- Born: 1960 (age 65–66) Lice, Turkey
- Other names: The Heroin Godfather The Heroin Emperor
- Citizenship: Turkey
- Years active: 1980s–present
- Known for: In the 2000s, he smuggled drugs from Turkey, South America, and Afghanistan to many European cities
- Spouse: Dicle Pırpırok ​(m. 1984)​
- Children: Çağdaş Baybaşin (b. 1985)
- Relatives: Hüseyin Baybaşin (brother) Mehmet Baybaşin (brother)
- Family: Baybaşin family

= Abdullah Baybaşin =

Turkish drug trafficker

Abdullah Baybaşin (born 1960) is a Turkish drug trafficker and the current head of the Baybaşin family. Following the imprisonment of his brother Hüseyin Baybaşin in 2002, he actively engaged in drug trafficking. He was imprisoned in the United Kingdom in 2006 and released in 2011 and as of 2012, he has returned to Turkey permanently.

== Life ==
Abdullah Baybaşin was born into a poor Kurdish farmer family in Lice, Diyarbakır, Turkey in 1960. He has brothers named Mahmut, Hüseyin, and Mehmet. In his own words, he was quiet and asocial as a child and liked to spend time alone. Due to the Turkish coup d'état in 1980, he and three Baybaşin members of his family emigrated to England.

In 1984, he married Dicle Pırpırok, a fellow countrywoman, and from this marriage his only child, Çağdaş Baybaşin (born 1985), was born.

According to his own testimony, he had a disabling accident in the Netherlands in 1986 and began using a wheelchair. However, according to the media, his disability was caused by an assassination attempt in a bar in England or the Netherlands.

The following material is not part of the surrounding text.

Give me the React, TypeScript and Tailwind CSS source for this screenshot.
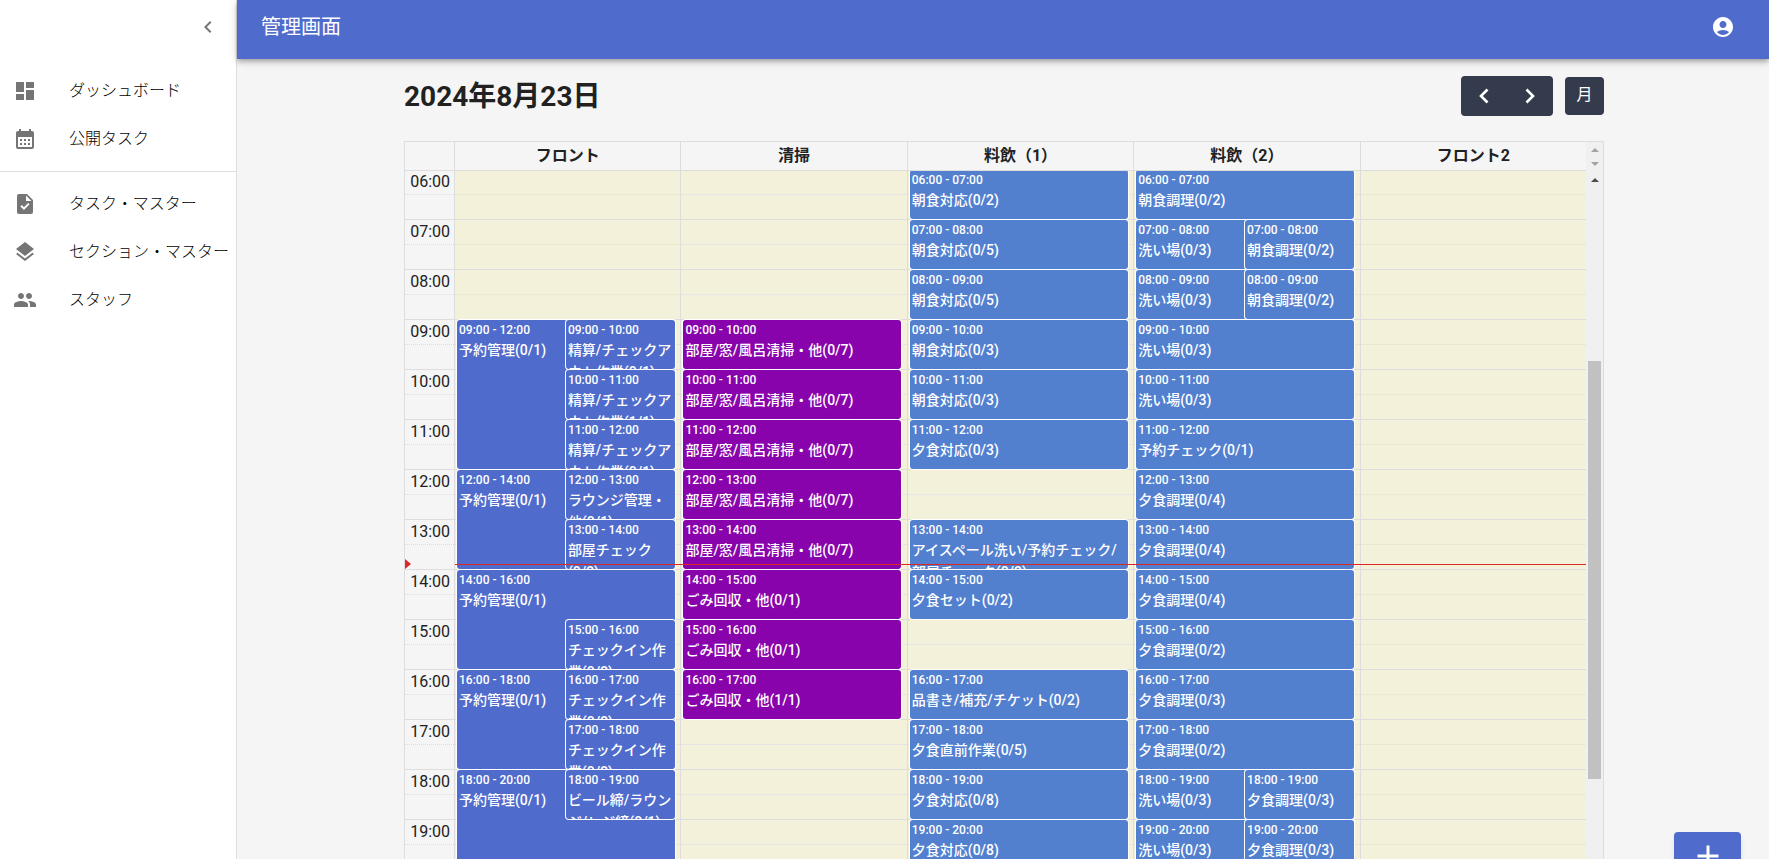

== Crime bossing and prosecution ==

In 1998, Baybaşin took over drugs and arms trafficking in the United Kingdom as the successor of his elder brother Hüseyin Baybaşin, who was arrested in Operation Black Tulip and imprisoned in 2002. In 2006, he was convicted of heroin trafficking and sentenced to 22 years in prison. The Court of Appeal in England ordered a retrial on the drugs charge in 2010 after determining that the judge's summing up of the evidence at the trial was unfair.

On 22 October 2010, at a retrial, a judge at Woolwich Crown Court in London ordered the jury to find Baybaşin not guilty on the grounds that the conviction could not be supported due to insufficient prosecution evidence. Judge Charles Byers said there was no direct evidence that Baybaşin was involved in a conspiracy to supply heroin and there was little circumstantial evidence.

On 8 November 2010, compensation was ordered to be paid to Baybaşin in the amount of £20,000 by the Prison Service. The Ministry of Justice acknowledged that Baybaşin, who uses a wheelchair, had been subjected to degrading treatment and discrimination because of his disability while in HM Prison Belmarsh in London. After hearing the Ministry's decision, Baybaşin said: "The treatment I received there (in prison) was very humiliating and at times I found it difficult to cope. I thought I would die in prison and often thought things would never get better."